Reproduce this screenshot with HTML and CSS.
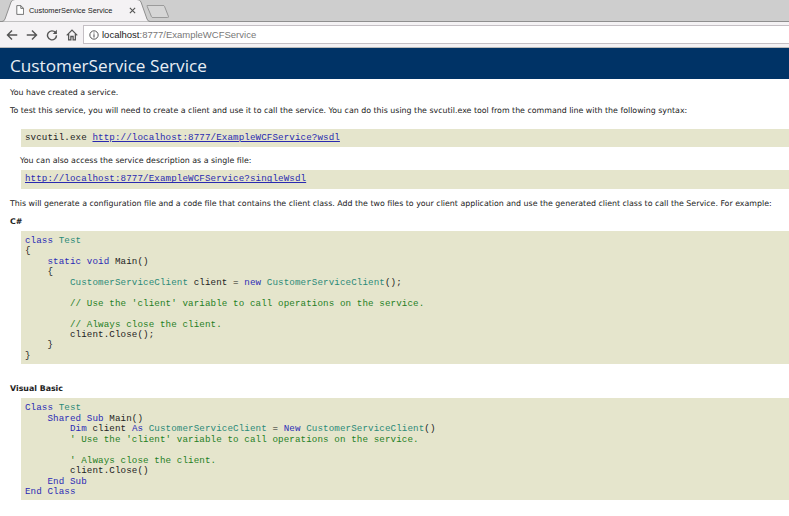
FILE: index.html
```html
<!DOCTYPE html>
<html lang="en">
<head>
  <meta charset="UTF-8">
  <meta name="viewport" content="width=device-width, initial-scale=1.0">
  <title>CustomerService Service</title>
  <link rel="stylesheet" href="styles.css">
</head>
<body>
  <!-- browser chrome -->
  <div class="tab-strip">
    <div class="tab">
      <svg class="tab-shape" width="152" height="23" viewBox="0 0 152 23">
        <path d="M0 22.5 H2 Q4 22.5 5 20 L11 3 Q12 .5 15 .5 H137 Q140 .5 141 3 L147 20 Q148 22.5 150 22.5 H152" fill="#f4f2f4" stroke="#8f8f8f"/>
      </svg>
      <svg class="tab-page" width="8" height="10" viewBox="0 0 10 12">
        <path d="M1 .5 H6 L9.5 4 V11.5 H1 Z M6 .5 V4 H9.5" fill="#fff" stroke="#555"/>
      </svg>
      <span class="tab-title">CustomerService Service</span>
      <svg class="tab-close" width="7" height="7" viewBox="0 0 8 8">
        <path d="M1 1 L7 7 M7 1 L1 7" stroke="#555" stroke-width="1.3"/>
      </svg>
    </div>
    <svg class="new-tab" width="24" height="13" viewBox="0 0 26 15">
      <path d="M.5 .5 H19 Q20 .5 20.5 1.5 L25 13 Q25.5 14.5 24 14.5 H7 Q6 14.5 5.5 13.5 L.7 2 Q.2 .5 .5 .5 Z" fill="#d6d6d6" stroke="#8c8c8c"/>
    </svg>
  </div>
  <div class="toolbar">
    <svg class="nav-icon" width="12" height="12" viewBox="0 0 16 16">
      <path d="M15 8 H3 M8 2 L2 8 L8 14" fill="none" stroke="#555" stroke-width="1.9"/>
    </svg>
    <svg class="nav-icon" width="12" height="12" viewBox="0 0 16 16">
      <path d="M1 8 H13 M8 2 L14 8 L8 14" fill="none" stroke="#555" stroke-width="1.9"/>
    </svg>
    <svg class="nav-icon" width="12" height="12" viewBox="0 0 16 16">
      <path d="M12.6 4.6 A6 6 0 1 0 14 8.5" fill="none" stroke="#555" stroke-width="1.9"/>
      <path d="M14.5 1 V6.5 H9 Z" fill="#555"/>
    </svg>
    <svg class="nav-icon" width="12" height="12" viewBox="0 0 16 16">
      <path d="M1 8.5 L8 1.5 L15 8.5 M3.5 6.5 V14.5 H6.5 V10 H9.5 V14.5 H12.5 V6.5" fill="none" stroke="#555" stroke-width="1.7"/>
    </svg>
    <div class="address-bar">
      <svg class="info-icon" width="10" height="10" viewBox="0 0 12 12">
        <circle cx="6" cy="6" r="5" fill="none" stroke="#555" stroke-width="1.2"/>
        <path d="M6 5 V9 M6 3 V4.2" stroke="#555" stroke-width="1.3"/>
      </svg>
      <span class="url-host">localhost</span><span class="url-rest">:8777/ExampleWCFService</span>
    </div>
  </div>

  <!-- service page -->
  <div class="content">
    <div class="heading">CustomerService Service</div>
    <div class="body-text">
      <p class="intro">You have created a service.</p>
      <p class="para">To test this service, you will need to create a client and use it to call the service. You can do this using the svcutil.exe tool from the command line with the following syntax:</p>
      <pre class="code-box short">svcutil.exe <a href="#">http://localhost:8777/ExampleWCFService?wsdl</a></pre>
      <p class="indented">You can also access the service description as a single file:</p>
      <pre class="code-box short"><a href="#">http://localhost:8777/ExampleWCFService?singleWsdl</a></pre>
      <p class="para generate">This will generate a configuration file and a code file that contains the client class. Add the two files to your client application and use the generated client class to call the Service. For example:</p>
      <p class="lang">C#</p>
      <pre class="code-box"><span class="kw">class</span> <span class="type">Test</span>
{
    <span class="kw">static void</span> Main()
    {
        <span class="type">CustomerServiceClient</span> client = <span class="kw">new</span> <span class="type">CustomerServiceClient</span>();

        <span class="cm">// Use the 'client' variable to call operations on the service.</span>

        <span class="cm">// Always close the client.</span>
        client.Close();
    }
}</pre>
      <p class="lang vb">Visual Basic</p>
      <pre class="code-box"><span class="kw">Class</span> <span class="type">Test</span>
    <span class="kw">Shared Sub</span> Main()
        <span class="kw">Dim</span> client <span class="kw">As</span> <span class="type">CustomerServiceClient</span> = <span class="kw">New</span> <span class="type">CustomerServiceClient</span>()
        <span class="cm">' Use the 'client' variable to call operations on the service.</span>

        <span class="cm">' Always close the client.</span>
        client.Close()
    <span class="kw">End Sub</span>
<span class="kw">End Class</span></pre>
    </div>
  </div>
</body>
</html>
```

FILE: styles.css
```css
html, body {
  margin: 0;
  padding: 0;
  height: 516px;
  overflow: hidden;
  background-color: white;
}

body {
  font-family: "DejaVu Sans", Verdana, sans-serif;
  color: #222;
}

.tab-strip {
  display: flex;
  align-items: flex-end;
  height: 22px;
  background-color: #cecece;
  border-bottom: 1px solid #8f8f8f;
  box-sizing: border-box;
}

.tab {
  position: relative;
  display: flex;
  align-items: center;
  width: 147px;
  height: 23px;
  margin-bottom: -1px;
  box-sizing: border-box;
  padding: 0 0 1px 16px;
}

.tab-shape {
  position: absolute;
  left: 0;
  top: 0;
}

.tab-page, .tab-title, .tab-close {
  position: relative;
}

.tab-title {
  margin-left: 5px;
  width: 100px;
  font-family: "Liberation Sans", Arial, sans-serif;
  font-size: 7.4px;
  white-space: nowrap;
  color: #222;
}

.new-tab {
  margin: 0 0 3px -1px;
}

.toolbar {
  display: flex;
  align-items: center;
  height: 25px;
  padding-left: 6px;
  background-color: #f4f2f4;
  border-bottom: 1px solid #bbb;
}

.nav-icon {
  margin-right: 8px;
  flex: none;
}

.address-bar {
  flex: 1;
  display: flex;
  align-items: center;
  height: 17px;
  margin-left: -3px;
  padding-left: 5px;
  background-color: white;
  border: 1px solid #c4bfc4;
  border-right: none;
  font-family: "Liberation Sans", Arial, sans-serif;
  font-size: 9.5px;
}

.info-icon {
  margin-right: 3px;
}

.url-host {
  color: #222;
}

.url-rest {
  color: #777;
}

.heading {
  height: 31px;
  line-height: 36px;
  padding-left: 10px;
  background-color: #003366;
  color: #e8eef4;
  font-family: "Open Sans", Arial, sans-serif;
  font-size: 17.2px;
  white-space: nowrap;
  overflow: hidden;
}

.body-text {
  padding-left: 10px;
  font-size: 7.87px;
  line-height: 10px;
}

.body-text p {
  margin: 0;
  white-space: nowrap;
}

.intro {
  padding-top: 9px;
}

.para {
  padding-top: 8px;
}

.indented {
  margin-left: 10px !important;
  padding-top: 9px;
}

.generate {
  padding-top: 10px;
}

.lang {
  font-weight: bold;
  padding-top: 8px;
  padding-bottom: 4px;
}

.vb {
  padding-top: 20px;
}

.code-box {
  margin: 0 0 0 11px;
  padding: 5px 0 3px 4px;
  background-color: #e5e5cc;
  font-family: "Liberation Mono", "Courier New", monospace;
  font-size: 9.2px;
  letter-spacing: 0.11px;
  line-height: 10.45px;
  color: #222;
}

.code-box.short {
  margin-top: 12.5px;
  padding: 4px 0 4px 4px;
}

.indented + .code-box.short {
  margin-top: 4.5px;
}

.code-box a {
  color: #2a2ab0;
}

.kw {
  color: #2b2bb5;
}

.type {
  color: #2b8a78;
}

.cm {
  color: #1f7f1f;
}
```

=-=-=

Repeat the data above exactly, but not the pictures.

Reproduce this screenshot with HTML and CSS.
FILE: index.html
```html
<!DOCTYPE html>
<html lang="en">
<head>
  <meta charset="UTF-8">
  <meta name="viewport" content="width=device-width, initial-scale=1.0">
  <title>CustomerService Service</title>
  <link rel="stylesheet" href="styles.css">
</head>
<body>
  <!-- browser chrome -->
  <div class="tab-strip">
    <div class="tab">
      <svg class="tab-shape" width="152" height="23" viewBox="0 0 152 23">
        <path d="M0 22.5 H2 Q4 22.5 5 20 L11 3 Q12 .5 15 .5 H137 Q140 .5 141 3 L147 20 Q148 22.5 150 22.5 H152" fill="#f4f2f4" stroke="#8f8f8f"/>
      </svg>
      <svg class="tab-page" width="8" height="10" viewBox="0 0 10 12">
        <path d="M1 .5 H6 L9.5 4 V11.5 H1 Z M6 .5 V4 H9.5" fill="#fff" stroke="#555"/>
      </svg>
      <span class="tab-title">CustomerService Service</span>
      <svg class="tab-close" width="7" height="7" viewBox="0 0 8 8">
        <path d="M1 1 L7 7 M7 1 L1 7" stroke="#555" stroke-width="1.3"/>
      </svg>
    </div>
    <svg class="new-tab" width="24" height="13" viewBox="0 0 26 15">
      <path d="M.5 .5 H19 Q20 .5 20.5 1.5 L25 13 Q25.5 14.5 24 14.5 H7 Q6 14.5 5.5 13.5 L.7 2 Q.2 .5 .5 .5 Z" fill="#d6d6d6" stroke="#8c8c8c"/>
    </svg>
  </div>
  <div class="toolbar">
    <svg class="nav-icon" width="12" height="12" viewBox="0 0 16 16">
      <path d="M15 8 H3 M8 2 L2 8 L8 14" fill="none" stroke="#555" stroke-width="1.9"/>
    </svg>
    <svg class="nav-icon" width="12" height="12" viewBox="0 0 16 16">
      <path d="M1 8 H13 M8 2 L14 8 L8 14" fill="none" stroke="#555" stroke-width="1.9"/>
    </svg>
    <svg class="nav-icon" width="12" height="12" viewBox="0 0 16 16">
      <path d="M12.6 4.6 A6 6 0 1 0 14 8.5" fill="none" stroke="#555" stroke-width="1.9"/>
      <path d="M14.5 1 V6.5 H9 Z" fill="#555"/>
    </svg>
    <svg class="nav-icon" width="12" height="12" viewBox="0 0 16 16">
      <path d="M1 8.5 L8 1.5 L15 8.5 M3.5 6.5 V14.5 H6.5 V10 H9.5 V14.5 H12.5 V6.5" fill="none" stroke="#555" stroke-width="1.7"/>
    </svg>
    <div class="address-bar">
      <svg class="info-icon" width="10" height="10" viewBox="0 0 12 12">
        <circle cx="6" cy="6" r="5" fill="none" stroke="#555" stroke-width="1.2"/>
        <path d="M6 5 V9 M6 3 V4.2" stroke="#555" stroke-width="1.3"/>
      </svg>
      <span class="url-host">localhost</span><span class="url-rest">:8777/ExampleWCFService</span>
    </div>
  </div>

  <!-- service page -->
  <div class="content">
    <div class="heading">CustomerService Service</div>
    <div class="body-text">
      <p class="intro">You have created a service.</p>
      <p class="para">To test this service, you will need to create a client and use it to call the service. You can do this using the svcutil.exe tool from the command line with the following syntax:</p>
      <pre class="code-box short">svcutil.exe <a href="#">http://localhost:8777/ExampleWCFService?wsdl</a></pre>
      <p class="indented">You can also access the service description as a single file:</p>
      <pre class="code-box short"><a href="#">http://localhost:8777/ExampleWCFService?singleWsdl</a></pre>
      <p class="para generate">This will generate a configuration file and a code file that contains the client class. Add the two files to your client application and use the generated client class to call the Service. For example:</p>
      <p class="lang">C#</p>
      <pre class="code-box"><span class="kw">class</span> <span class="type">Test</span>
{
    <span class="kw">static void</span> Main()
    {
        <span class="type">CustomerServiceClient</span> client = <span class="kw">new</span> <span class="type">CustomerServiceClient</span>();

        <span class="cm">// Use the 'client' variable to call operations on the service.</span>

        <span class="cm">// Always close the client.</span>
        client.Close();
    }
}</pre>
      <p class="lang vb">Visual Basic</p>
      <pre class="code-box"><span class="kw">Class</span> <span class="type">Test</span>
    <span class="kw">Shared Sub</span> Main()
        <span class="kw">Dim</span> client <span class="kw">As</span> <span class="type">CustomerServiceClient</span> = <span class="kw">New</span> <span class="type">CustomerServiceClient</span>()
        <span class="cm">' Use the 'client' variable to call operations on the service.</span>

        <span class="cm">' Always close the client.</span>
        client.Close()
    <span class="kw">End Sub</span>
<span class="kw">End Class</span></pre>
    </div>
  </div>
</body>
</html>
```

FILE: styles.css
```css
html, body {
  margin: 0;
  padding: 0;
  height: 516px;
  overflow: hidden;
  background-color: white;
}

body {
  font-family: "DejaVu Sans", Verdana, sans-serif;
  color: #222;
}

.tab-strip {
  display: flex;
  align-items: flex-end;
  height: 22px;
  background-color: #cecece;
  border-bottom: 1px solid #8f8f8f;
  box-sizing: border-box;
}

.tab {
  position: relative;
  display: flex;
  align-items: center;
  width: 147px;
  height: 23px;
  margin-bottom: -1px;
  box-sizing: border-box;
  padding: 0 0 1px 16px;
}

.tab-shape {
  position: absolute;
  left: 0;
  top: 0;
}

.tab-page, .tab-title, .tab-close {
  position: relative;
}

.tab-title {
  margin-left: 5px;
  width: 100px;
  font-family: "Liberation Sans", Arial, sans-serif;
  font-size: 7.4px;
  white-space: nowrap;
  color: #222;
}

.new-tab {
  margin: 0 0 3px -1px;
}

.toolbar {
  display: flex;
  align-items: center;
  height: 25px;
  padding-left: 6px;
  background-color: #f4f2f4;
  border-bottom: 1px solid #bbb;
}

.nav-icon {
  margin-right: 8px;
  flex: none;
}

.address-bar {
  flex: 1;
  display: flex;
  align-items: center;
  height: 17px;
  margin-left: -3px;
  padding-left: 5px;
  background-color: white;
  border: 1px solid #c4bfc4;
  border-right: none;
  font-family: "Liberation Sans", Arial, sans-serif;
  font-size: 9.5px;
}

.info-icon {
  margin-right: 3px;
}

.url-host {
  color: #222;
}

.url-rest {
  color: #777;
}

.heading {
  height: 31px;
  line-height: 36px;
  padding-left: 10px;
  background-color: #003366;
  color: #e8eef4;
  font-family: "Open Sans", Arial, sans-serif;
  font-size: 17.2px;
  white-space: nowrap;
  overflow: hidden;
}

.body-text {
  padding-left: 10px;
  font-size: 7.87px;
  line-height: 10px;
}

.body-text p {
  margin: 0;
  white-space: nowrap;
}

.intro {
  padding-top: 9px;
}

.para {
  padding-top: 8px;
}

.indented {
  margin-left: 10px !important;
  padding-top: 9px;
}

.generate {
  padding-top: 10px;
}

.lang {
  font-weight: bold;
  padding-top: 8px;
  padding-bottom: 4px;
}

.vb {
  padding-top: 20px;
}

.code-box {
  margin: 0 0 0 11px;
  padding: 5px 0 3px 4px;
  background-color: #e5e5cc;
  font-family: "Liberation Mono", "Courier New", monospace;
  font-size: 9.2px;
  letter-spacing: 0.11px;
  line-height: 10.45px;
  color: #222;
}

.code-box.short {
  margin-top: 12.5px;
  padding: 4px 0 4px 4px;
}

.indented + .code-box.short {
  margin-top: 4.5px;
}

.code-box a {
  color: #2a2ab0;
}

.kw {
  color: #2b2bb5;
}

.type {
  color: #2b8a78;
}

.cm {
  color: #1f7f1f;
}
```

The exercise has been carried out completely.